Microservices plug into continuous delivery and version control systems with automated testing and immediate deployment to at least qa/staging environments once the build passes (and rapid deployment to production once the tests pass). Because they are "small", the incremental builds are relatively quick (an hour or two tops) even though they use lots of modern code coverage, code quality, code formatting, automated testing, automated deployment, and similar tasks beyond simple compilation.
Here are things that start to make your code not-microservice:
- proprietary software: There's a reason microservices are built to the wazoo on open source software. License servers, license acquisition, audits... always introduce a screeching halt to devops. Sure that can be bolted on, but there often are even more insidious things that get in the way: poor command line tooling, over-reliance on UI configuration, hidden "consultant bombs" and obfuscated documentation that prevent you from efficiently making a continuous integration pipeline or versioning your code with it.
Part of the small code and huge numbers of servers in microservices actively defends against the insidious influence of proprietary software salespeople: Sure organizations will buy 10 or even 100 licenses. But 10,000 Websphere licenses? Forget it. Microservices by preempting proprietary software enables scaling down the line. A definite feature in most circumstances.
- manual deployments: I get you might need a production approval process in many situations. But if each deployment requires some ticket to be filed and fingers drummed on a desk while you wait for some long list of manual tasks to be performed... forget about it.
- hardware starvation: while hardware costs shouldn't be ignored, if your organization can't deploy a $5,000 server without $50,000 of meetings, approvals, and documentation, or if your "cloud" is constantly running out of servers and disk space to power your software, then you can't do microservices. The devops platforms it depends on require sensibly budgeted hardware that can handle new services. That doesn't mean a small piddly service needs a quad-core processor and 4 gigs of ram.
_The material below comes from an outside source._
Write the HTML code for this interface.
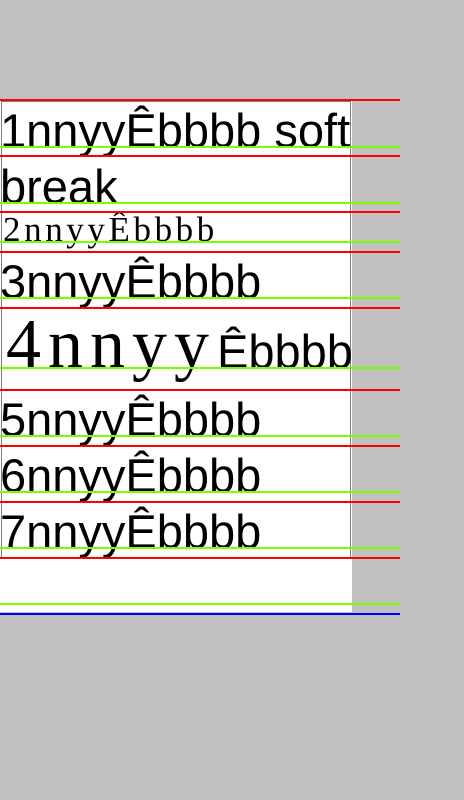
<!DOCTYPE html>
<html><head><meta charset="utf-8"><style>
html,body{margin:0;padding:0;width:464px;height:800px;background:#c0c0c0;overflow:hidden;position:relative}
.w{position:absolute;left:0;top:100px;width:352px;height:512px;background:#fff}
.box{position:absolute;left:1px;top:101px;width:348px;height:455px;border:1px solid #808080}
.l{position:absolute;left:0;width:400px;height:2px}
.r{background:#f00}.g{background:#7f0}.b{background:#00f}
.s{position:absolute;font-family:"Liberation Sans",sans-serif;font-size:47px;line-height:1.117;white-space:nowrap;color:#000}
.m{position:absolute;font-family:"Liberation Serif",serif;line-height:1.107;white-space:nowrap;color:#000}
</style></head><body>
<div class="w"></div><div class="box"></div>
<div class="s" style="left:0;top:105px">1nnyyÊbbbb soft</div>
<div class="s" style="left:0;top:161px">break</div>
<div class="m" style="left:3px;top:211px;font-size:35px;letter-spacing:3.6px">2nnyyÊbbbb</div>
<div class="s" style="left:0;top:256px">3nnyyÊbbbb</div>
<div class="m" style="left:6px;top:306px;font-size:70px;letter-spacing:7px">4nnyy</div>
<div class="s" style="left:217px;top:326px">Êbbbb</div>
<div class="s" style="left:0;top:394px">5nnyyÊbbbb</div>
<div class="s" style="left:0;top:450px">6nnyyÊbbbb</div>
<div class="s" style="left:0;top:506px">7nnyyÊbbbb</div>
<div class="l r" style="top:99px"></div>
<div class="l r" style="top:155px"></div>
<div class="l r" style="top:211px"></div>
<div class="l r" style="top:251px"></div>
<div class="l r" style="top:307px"></div>
<div class="l r" style="top:389px"></div>
<div class="l r" style="top:445px"></div>
<div class="l r" style="top:501px"></div>
<div class="l r" style="top:557px"></div>
<div class="l g" style="top:146px"></div>
<div class="l g" style="top:202px"></div>
<div class="l g" style="top:241px"></div>
<div class="l g" style="top:297px"></div>
<div class="l g" style="top:367px"></div>
<div class="l g" style="top:435px"></div>
<div class="l g" style="top:491px"></div>
<div class="l g" style="top:547px"></div>
<div class="l g" style="top:603px"></div>
<div class="l b" style="top:613px"></div>
</body></html>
It means that the autodeployment step in the continuous build only fails due to hardware shortage once every few months, and that is fixed within a day, tops.
If your huge 1,000,000 line "monolith" legacy service can be fit into the above: containerized, continuously delivered, and deployed within a few hours of pull request or some similar software change, then congratulations: you are a elite microservice team.
- multiple organizations served in a codebase: Per Conway's law, your software WILL align with your business organization. Some of the problems of the big monolithic ERP software was to couple disparate business divisions in the same system. So programmers maintaining software couldn't find the parts of the monolith they needed when they were inevitably aligned with some business function. Microservices help keep enterprises' custom software isolated in specific functions that can be documented and maintained more easily. If some function is to be reused (but inevitably... slightly... different) across organizations, microservices should implement the shared model, and then write dependent services for the specific organization variants.